US heatwave
© AP Photo/Don RyanChildren play in the Salmon Street Springs fountain in Portland, Ore., Wednesday, July 1, 2015.
From Seattle to Salt Lake City, the West is baking under record heat. Temperatures reaching the triple digits have made fire conditions extreme and sent folks looking for relief heading into the Fourth of July weekend. Unfortunately, the forecast in many areas calls for more sun and sweat.


Seattle, not accustomed to prolonged hot weather, saw its hottest June ever.

The average high temperature each day in June was a record 78.9 degrees, breaking the 1992 record by more than 3 degrees, said Johnny Burg, a meteorologist at the National Weather Service in Seattle.

"Our high is supposed to be in the low to mid 70s at this time and lows in the mid-50s," he said.

Instead, the Seattle area is seeing highs in the 80s and lows in the 60s.

Because the Seattle area suffers few heat waves, many people do not have air conditioning.

The weather was also dry in the Seattle area in June, when only 0.23 inch of precipitation was recorded. That's the fourth driest June on record.

Meanwhile, June temperatures were scorching in in Eastern Washington, with many record highs set.

The two highest readings in June were 113 degrees at Chief Joseph Dam and in the town of LaCrosse. The towns of Chelan, Ephrata, Odessa and Omak all recorded record highs of 110 degrees in June. Spokane reached a record 105 one day.

Citing extreme wildfire risk with high temperatures and widespread drought conditions, Washington Gov. Jay Inslee is asking people to limit use of fireworks. Inslee said he lacks the legal authority to enact a statewide ban, but notes some cities are restricting or banning fireworks.

Inslee has issued an emergency proclamation that allows the state Department of Natural Resources to quickly call on the National Guard and the State Guard to help respond to wildfires. A fast-moving blaze this week destroyed two dozen homes in the central Washington city of Wenatchee.

As the heat intensifies, Washington's streams continue to dry up, according to the U.S. Geological Survey. On Thursday the agency's Washington office reported that 80 percent of the state's rivers were reporting below-normal flows and record-setting lows.

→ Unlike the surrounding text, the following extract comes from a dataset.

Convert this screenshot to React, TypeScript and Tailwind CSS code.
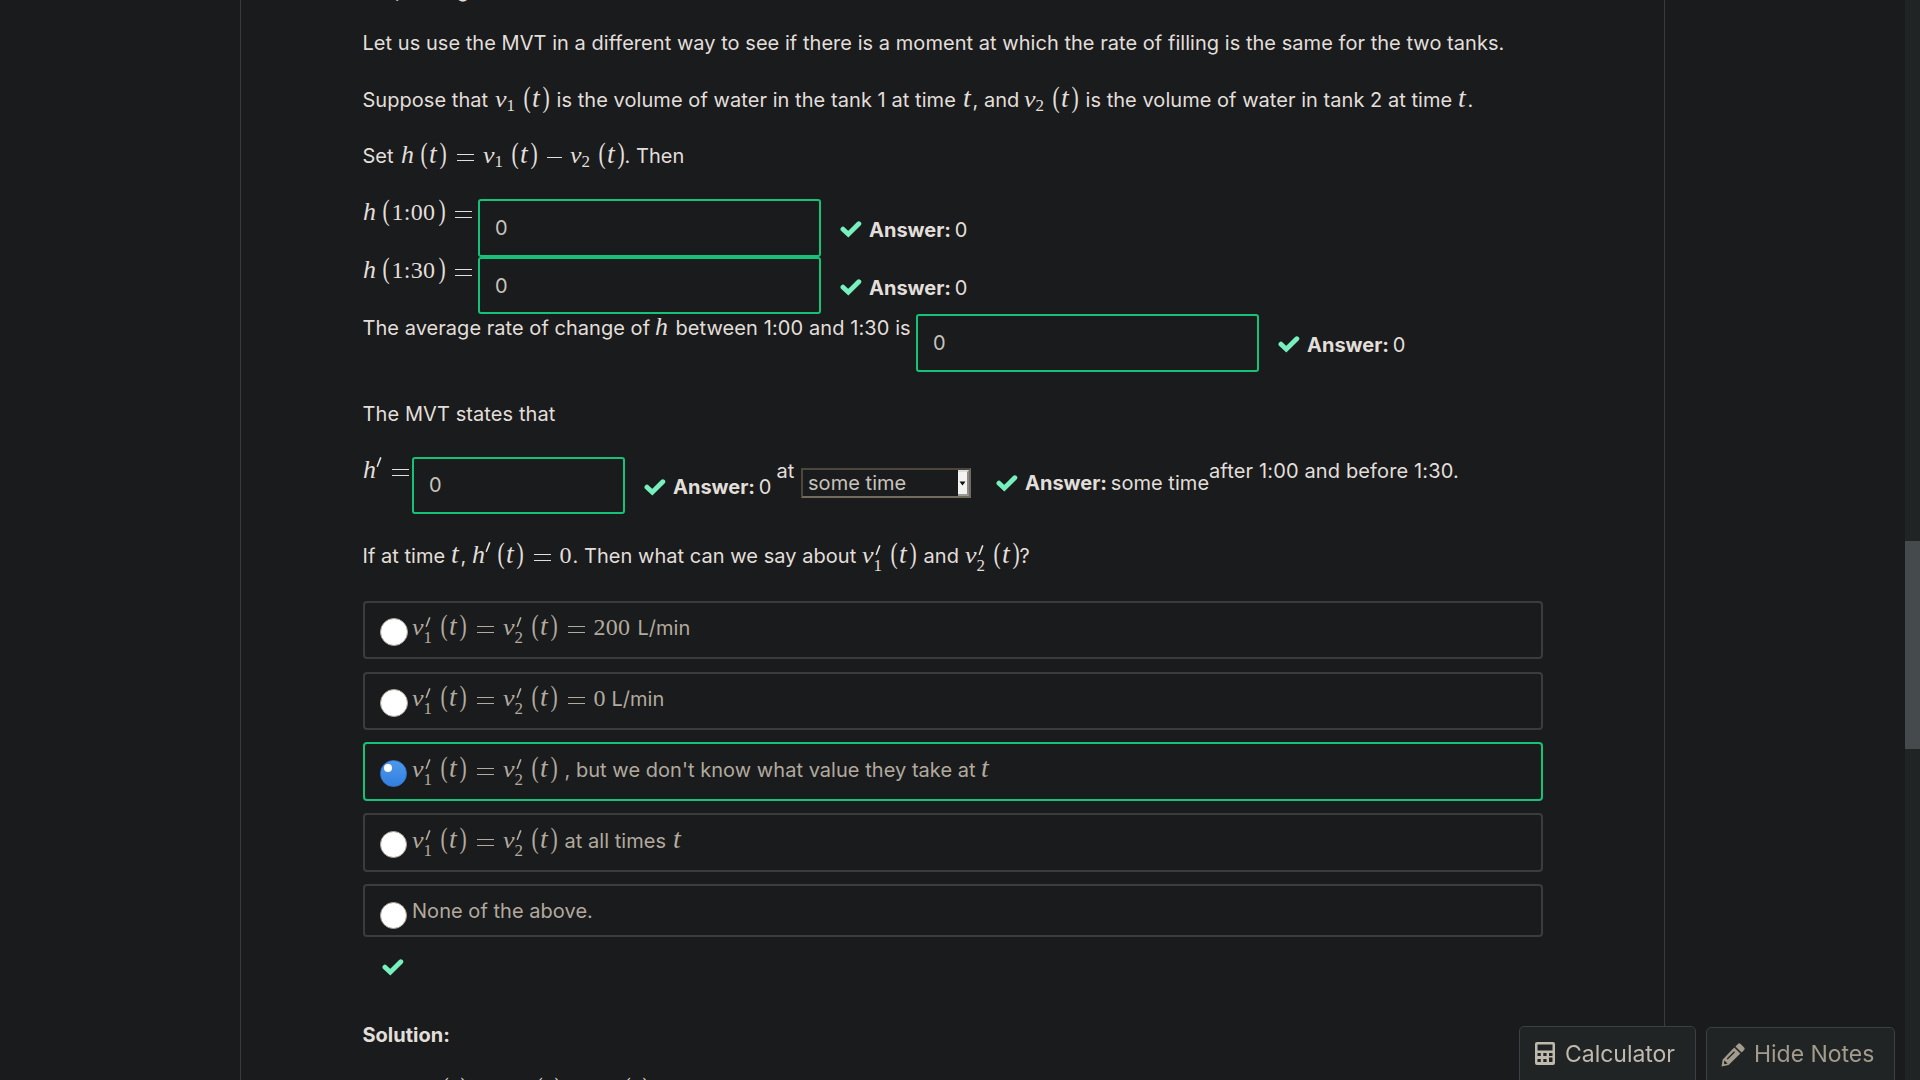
import React from "react";

type Box = { children?: React.ReactNode; className?: string };

const T = ({ children, className = "" }: Box) => (
  <span className={`shrink-0 whitespace-pre ${className}`}>{children}</span>
);

const Sym = ({ children, className = "" }: Box) => (
  <span
    className={`inline-block shrink-0 whitespace-pre font-['Liberation_Serif',serif] text-[24px] leading-none ${className}`}
  >
    {children}
  </span>
);

const It = ({ children, className = "" }: Box) => <Sym className={`italic ${className}`}>{children}</Sym>;

const LP = () => <Sym className="-ml-px w-[9px] origin-[50%_84%] scale-x-[0.9] scale-y-[1.2]">(</Sym>;
const RP = () => <Sym className="w-[8px] origin-[50%_84%] scale-x-[0.9] scale-y-[1.2]">)</Sym>;

const TVar = ({ className = "w-[10px]" }: Box) => (
  <It className={className}>
    <span className="inline-block origin-[0%_84%] scale-x-[1.16] scale-y-[1.12]">t</span>
  </It>
);

const HVar = ({ className = "w-[20px]", prime = false }: Box & { prime?: boolean }) => (
  <It className={`relative ${className}`}>
    <span className="inline-block origin-[0%_84%] scale-x-[1.08] scale-y-[1.04]">h</span>
    {prime && <Prime className="absolute -top-px left-[13px]" />}
  </It>
);

const OfT = () => (
  <span className="inline-flex w-[26px] shrink-0 items-baseline leading-none">
    <LP />
    <TVar />
    <RP />
  </span>
);

const V = ({ n, prime = false }: { n: string; prime?: boolean }) => (
  <span className="inline-flex w-[55px] shrink-0 items-baseline leading-none">
    <It className="w-[12px]">
      <span className="inline-block origin-[0%_84%] scale-x-[1.08]">v</span>
    </It>
    <span className="relative inline-block w-[17px] font-['Liberation_Serif',serif] text-[17px] leading-none">
      <span className={`relative inline-block ${prime ? "top-[8px]" : "top-[4px]"}`}>{n}</span>
      {prime && <Prime className="absolute -top-[4px] left-[1px]" />}
    </span>
    <OfT />
  </span>
);

const Prime = ({ className = "" }: Box) => (
  <svg className={className} width="6" height="10" viewBox="0 0 6 10">
    <path d="M4.6 0.9 L1.4 9.2" stroke="currentColor" strokeWidth="1.6" strokeLinecap="round" />
  </svg>
);

const Eq = ({ className = "mr-[9px] ml-[10px]" }: Box) => (
  <span
    className={`inline-block h-[7px] w-[17px] shrink-0 -translate-y-[2px] self-baseline border-y border-current ${className}`}
  />
);

const Check = ({ className = "" }: Box) => (
  <svg className={`shrink-0 text-[#78f0bd] ${className}`} width="22" height="17" viewBox="0 0 22 17">
    <path d="M3 8.2 L8.3 13.2 L18.8 2.8" fill="none" stroke="currentColor" strokeWidth="4.9" strokeLinejoin="miter" strokeLinecap="round" />
  </svg>
);

const Line = ({ children, className = "" }: Box) => (
  <div
    className={`flex h-[30px] items-baseline leading-[30px] before:invisible before:-ml-[0.5px] before:w-0 before:content-['x'] ${className}`}
  >
    {children}
  </div>
);

const Field = ({ className = "pb-[1px]" }: Box) => (
  <div
    className={`flex h-full shrink-0 items-center rounded-[3px] border-2 border-[#16c277] pl-[15px] text-[#c8c3bc] ${className}`}
  >
    0
  </div>
);

const Answer = ({ text = "0", className = "" }: Box & { text?: string }) => (
  <div className={`flex shrink-0 items-center leading-[30px] whitespace-pre ${className}`}>
    <Check className="mr-[7px]" />
    <b className="font-bold tracking-normal">Answer: </b>
    <span className="-ml-px">{text}</span>
  </div>
);

const Option = ({
  children,
  className = "",
  on = false,
  radio = "mt-[15px] mr-[4px] size-[28px]",
  line = "mt-[10px]",
}: Box & { on?: boolean; radio?: string; line?: string }) => (
  <div
    className={`flex shrink-0 rounded-[4px] border-2 pl-[15px] ${on ? "border-[#16c277]" : "border-[#3a3c3e]"} ${className}`}
  >
    {on ? (
      <span className="relative mt-[16px] mr-[5px] size-[27px] shrink-0 rounded-full border border-[#3478d0] bg-linear-to-b from-[#4f98ea] to-[#327fe2]">
        <span className="absolute top-[3px] left-[3px] size-[8px] rounded-full bg-white" />
      </span>
    ) : (
      <span className={`shrink-0 rounded-full border border-[#a8a095] bg-white ${radio}`} />
    )}
    <Line className={`${line} text-[#b2aa9e]`}>{children}</Line>
  </div>
);

export default function App() {
  return (
    <div className="flex h-[1080px] w-[1920px] overflow-hidden bg-[#1a1b1d] font-[Inter,sans-serif] text-[20px] tracking-[0.04px] text-[#e2dfda]">
      <div className="w-[240px] shrink-0" />
      <main className="flex w-[1425px] shrink-0 flex-col border-x border-[#393b3d] pl-[122px]">
        <Line className="-mt-[25px]">
          <T className="pl-[10px]">explaining</T>
        </Line>
        <Line className="mt-[23px]">
          <T>Let us use the MVT in a different way to see if there is a moment at which the rate of filling is the same for the two tanks.</T>
        </Line>
        <Line className="mt-[27px]">
          <T className="w-[132px]">Suppose that</T>
          <V n="1" />
          <T className="ml-[7px] w-[406px] tracking-[0.06px]">is the volume of water in the tank 1 at time</T>
          <TVar className="w-[10px]" />
          <T className="w-[51px]">, and</T>
          <V n="2" />
          <T className="ml-[7px] w-[372px]">is the volume of water in tank 2 at time</T>
          <TVar className="w-[10px]" />
          <T>.</T>
        </Line>
        <Line className="mt-[26px]">
          <T className="w-[38px]">Set</T>
          <HVar />
          <OfT />
          <Eq />
          <V n="1" />
          <span className="mr-[8px] ml-[9px] inline-block h-px w-[15px] -translate-y-[5px] self-baseline bg-current" />
          <V n="2" />
          <T>. Then</T>
        </Line>

        {["00", "30"].map((m, i) => (
          <div key={m} className={i === 0 ? "mt-[28px] flex h-[58px] shrink-0" : "flex h-[57px] shrink-0"}>
            <Line className="-mt-px w-[115px] shrink-0">
              <HVar />
              <LP />
              <Sym className="w-[47px] pl-[1px] tracking-[0.3px]">1:{m}</Sym>
              <RP />
              <Eq className="ml-[9px]" />
            </Line>
            <Field className={i === 0 ? "w-[343px] pb-[1px]" : "w-[343px]"} />
            <Answer className={i === 0 ? "mt-[3px] ml-[19px]" : "mt-[4px] ml-[19px]"} />
          </div>
        ))}
        <div className="flex h-[58px] shrink-0">
          <Line className="-mt-px w-[553px] shrink-0">
            <T className="w-[292px]">The average rate of change of</T>
            <HVar className="w-[21px]" />
            <T className="tracking-[0.09px]">between 1:00 and 1:30 is</T>
          </Line>
          <Field className="w-[343px] pb-[1px]" />
          <Answer className="mt-[3px] ml-[19px]" />
        </div>

        <Line className="mt-[27px]">
          <T className="tracking-[0.09px]">The MVT states that</T>
        </Line>

        <div className="mt-[28px] flex h-[57px] shrink-0">
          <Line className="-mt-px w-[49px] shrink-0">
            <HVar className="w-[29px]" prime />
            <Eq className="" />
          </Line>
          <Field className="w-[213px] pb-[1px]" />
          <Answer className="mt-[3px] ml-[19px] w-[133px]" />
          <Line className="-mt-px w-[24px] shrink-0">
            <T>at</T>
          </Line>
          <div className="mt-[11px] flex h-[30px] w-[170px] shrink-0 items-center justify-between border-2 border-t-[#4c463c] border-r-[#736b5e] border-b-[#736b5e] border-l-[#4c463c] pl-[5px] text-[#c8c3bc]">
            <span>some time</span>
            <span className="flex h-[26px] w-[11px] items-center justify-center border-t-2 border-r-2 border-b-2 border-t-[#dedede] border-r-[#8b8b8b] border-b-[#9a9a9a] bg-[#f4f3f2]">
              <svg width="7" height="5" viewBox="0 0 7 5">
                <path d="M0.5 0.5 H6.5 L3.5 4.5 Z" fill="#111" />
              </svg>
            </span>
          </div>
          <Answer text="some time" className="-mt-[5px] ml-[25px] w-[213px]" />
          <Line className="-mt-px">
            <T className="ml-[0.5px] tracking-[0.14px]">after 1:00 and before 1:30.</T>
          </Line>
        </div>

        <Line className="mt-[27px]">
          <T className="w-[88px]">If at time</T>
          <TVar className="w-[10px]" />
          <T className="w-[11px]">,</T>
          <HVar className="w-[26px]" prime />
          <OfT />
          <Eq />
          <Sym className="w-[13px]">0</Sym>
          <T className="w-[289px]">. Then what can we say about</T>
          <V n="1" prime />
          <T className="ml-[7px] w-[41px]">and</T>
          <V n="2" prime />
          <T>?</T>
        </Line>

        <div className="mt-[30px] flex w-[1180px] shrink-0 flex-col">
          <Option className="h-[58px]">
            <V n="1" prime />
            <Eq />
            <V n="2" prime />
            <Eq />
            <Sym className="w-[44px] tracking-[0.3px]">200</Sym>
            <T className="tracking-normal">L/min</T>
          </Option>
          <Option className="mt-[13px] h-[58px]">
            <V n="1" prime />
            <Eq />
            <V n="2" prime />
            <Eq />
            <Sym className="w-[18px]">0</Sym>
            <T className="tracking-normal">L/min</T>
          </Option>
          <Option className="mt-[12px] h-[59px]" on line="mt-[11px]">
            <V n="1" prime />
            <Eq />
            <V n="2" prime />
            <T className="ml-[7px] w-[416px]">, but we don't know what value they take at</T>
            <TVar />
          </Option>
          <Option className="mt-[12px] h-[59px]" radio="mt-[16px] mr-[5px] size-[27px]" line="mt-[11px]">
            <V n="1" prime />
            <Eq />
            <V n="2" prime />
            <T className="ml-[7px] w-[108px]">at all times</T>
            <TVar />
          </Option>
          <Option className="mt-[12px] h-[53px]" radio="mt-[16px] mr-[5px] size-[27px]" line="mt-[10px]">
            <T className="ml-[0.5px]">None of the above.</T>
          </Option>
        </div>
        <Check className="mt-[22px] ml-[19px]" />
        <Line className="mt-[44px]">
          <b className="tracking-normal">Solution:</b>
        </Line>
        <Line className="mt-[26px] pl-[59px]">
          <HVar />
          <OfT />
          <Eq className="mr-[12px] ml-[10px]" />
          <V n="1" />
          <span className="mr-[9px] ml-[9px] inline-block h-px w-[15px] -translate-y-[5px] self-baseline bg-current" />
          <V n="2" />
        </Line>
      </main>
      <div className="flex-1" />
      <aside className="flex w-[15px] shrink-0 flex-col bg-[#202425] pt-[541px]">
        <div className="h-[208px] bg-[#454a4c]" />
      </aside>

      <div className="fixed top-[1026px] left-[1519px] flex items-start gap-[10px] text-[23px] tracking-[-0.03px]">
        <button className="flex h-[60px] w-[177px] items-start rounded-t-[5px] border border-[#3c4042] bg-[#202425] pt-[15px] pl-[15px] text-[#c0b9ae]">
          <svg className="mr-[10px]" width="20" height="23" viewBox="0 0 20 23">
            <path
              fillRule="evenodd"
              fill="currentColor"
              d="M2 0H18Q20 0 20 2V21Q20 23 18 23H2Q0 23 0 21V2Q0 0 2 0ZM2.5 2.5V8.5H17.5V2.5ZM2.5 11V14H5.8V11ZM8.3 11V14H11.6V11ZM14 11V14H17.5V11ZM2.5 17V20H5.8V17ZM8.3 17V20H11.6V17ZM14 15.5V20H17.5V15.5Z"
            />
          </svg>
          <span className="-mt-[6px] leading-[36px]">Calculator</span>
        </button>
        <button className="mt-px flex h-[60px] w-[189px] items-start rounded-t-[5px] border border-[#3c4042] bg-[#202425] pt-[15px] pl-[14px] text-[#a39b8c]">
          <svg className="mr-[9px]" width="24" height="24" viewBox="0 0 24 24">
            <path
              fillRule="evenodd"
              fill="currentColor"
              d="M0.5 23.5 L1.7 16.4 L13.2 4.6 L19.4 10.6 L7.6 22.1 Z M3.4 17.6 L2.9 20.2 L3.9 21.2 L6.6 20.5 Z M5.8 15.6 L6.7 16.5 L14 9.2 L13.1 8.3 Z"
            />
            <path fill="currentColor" d="M14.4 3.5 L17 0.9 Q18.3 -0.2 19.6 0.9 L23.1 4.4 Q24.2 5.7 23.1 7 L20.6 9.5 Z" />
          </svg>
          <span className="-mt-[7px] leading-[36px]">Hide Notes</span>
        </button>
      </div>
    </div>
  );
}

June in Las Vegas is officially the hottest ever.

The National Weather Service said the average June temperature recorded at McCarran International Airport was 91.9 degrees, breaking the previous record of 91.5 in 2013.

More than half of last month was at or above 105 degrees. A meteorologist said June 13 through June 30 brought 18 consecutive days of temperatures in that range.

There's never been that many in a row or in total in a June month. In 1961, there was a streak of 12 days straight and in 1985, there were 17 total.

And halfway through this decade, there are now three June months in the top seven hottest ever recorded. The others were in June of 2012 and 2013.


Salt Lake City also saw the hottest June on record following the warmest winter ever.

The National Weather Service said the average temperature last month was 77.5 degrees, breaking the previous record of 75.7 set in June 1988.

The average monthly low of 64.5 degrees also beat the 63.3 degrees in 1918.

There were four triple-digit June days recorded at Salt Lake City International Airport this year. The normal average high for the month is 83 degrees. Half of the month tallied 90 degrees or above for daytime highs, holding steady from June 15 through June 30.

This comes after the warmest winter ever, which was also noticeably drier than usual.

The temperature during the period of December 2014 to February 2015 broke the previous record set during the 1977-78 season.


Phoenix is known for its stifling summer heat, but June 2015 stood out.

It was the third hottest month the city has endured since the National Weather Service began keeping records back in 1895. The warmest June in Phoenix was in 2013 where temperatures averaged 94.8. The average temperature for this June was 94.0.

Phoenix experienced a six-day heat stretch with temperatures of 110 and above. The National Weather Service said the longest stretch of temperatures reaching 110 and above in Phoenix's history was in June 1974 that lasted 18 days.

The temperatures sent volunteers into the streets to keep people safe amid the scorching heat. The Phoenix Rescue Mission gave out a total of 178,000 water bottles to Phoenix's homeless population throughout the month of June.